Karnataka High Court
Credit: DH Photo
The Karnataka High Court has asked the union government to revisit Section 9 of the Maintenance and Welfare of Parents and Senior Citizens Act, 2007, to revise the ceiling of maintenance in tune with the cost of living index.
Justice M Nagaprasanna said this while disposing of a petition filed by four sons and a daughter-in-law of a Bengaluru-based senior citizen couple.
Section 9 mandates maximum maintenance allowance, which may be ordered by the tribunal, not exceeding Rs 10,000 per month.
The court said while the Act came into force in 2007, even after several amendments, maintenance has remained at Rs 10,000.

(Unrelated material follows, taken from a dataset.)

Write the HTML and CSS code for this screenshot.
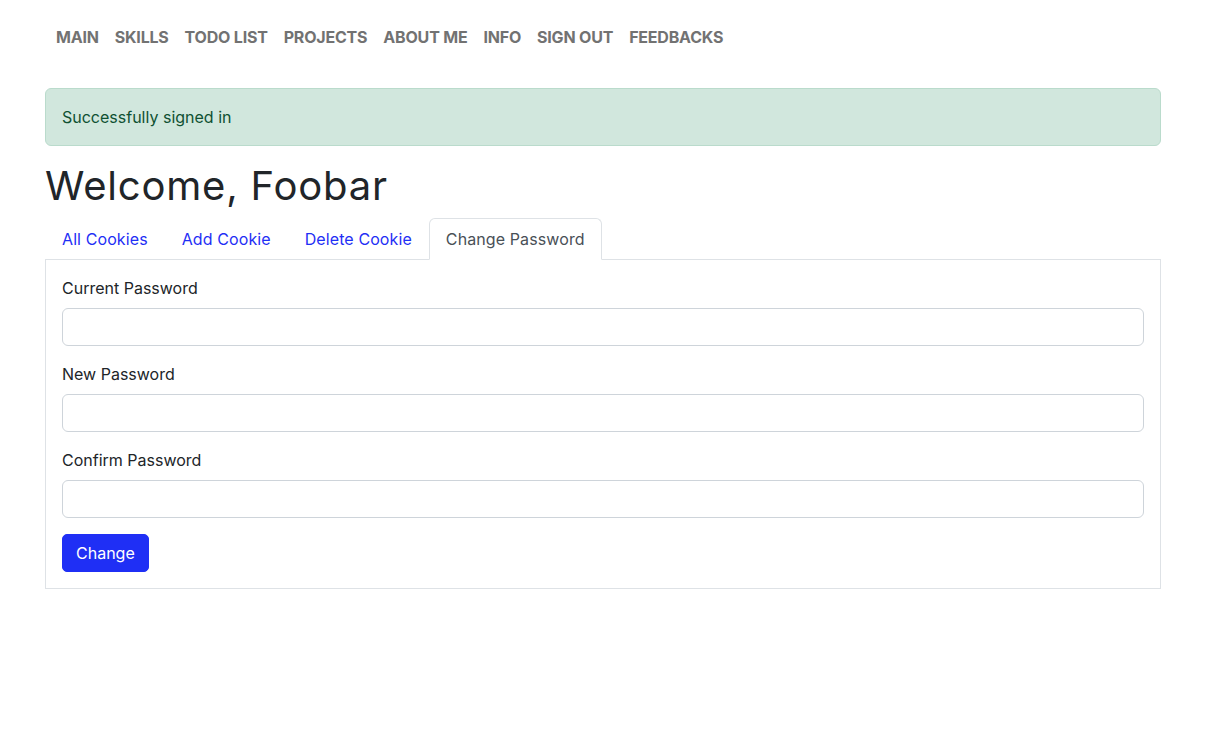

It perused the cost inflation index as released by the Ministry of Finance and said the cost of inflation was 129 in 2007-08 and stood at 363 today.
“Thus, what one could procure for Rs 100 in 2007 requires nearly Rs 1,000 in 2025. Prices of food, shelter and medicine have climbed steeply; only the statutory cap of Rs 10,000 has remained petrified, untouched, notwithstanding the march of time,” it said.
Justice Nagaprasanna said, “Can maintenance be so meagre, achieve objectives of the Act? Can a citizen secure dignity, subsistence and medical aid within confines of Section 9 requires pondering, so to say otherwise would be to reduce the existence of those senior citizens “as mere animal existence”.
“This court cannot legislate, it cannot rewrite Section 9, yet it bears the responsibility to sensitise the government of India, that a provision which stood meaningful in 2007, now mocks its own benevolence in 2025.”
In the case at hand, petitioners — Sunil, Hemanth, Pramod and Inder, and his wife Preethi, all residents of Bengaluru — challenged the April 16, 2021, order passed by the assistant commissioner, North Division, directing payment of compensation of Rs 5 lakh to Heeralal Bohra & Nirmala Bohra, stepmother of the petitioners.
They argued that there is no scope for awarding compensation and that their father receives Rs 80,000 as rent from the shops he had leased.
The court acceded that the word “compensation” is not found either in the Act or in the rules.
“The order thus suffers from twin illegalities – one it is an ex parte order and the other the compensation of Rs 5,00,000 is contrary to the Act or rules. The interpretation of the Act by different high courts qua the issue in the lis concerning grant of compensation in place of maintenance would undoubtedly lead to obliteration of the order impugned and the matter being remitted back to the assistant commissioner for fresh consideration, to pass necessary orders, after affording opportunity of hearing the parties to the subject lis,” the court said.
The court said that the elderly couple is entitled to a maintenance of Rs 10,000 each from April 16, 2021 until now and Rs 30,000 per month from the date of judgment until the assistant commissioner issues fresh order.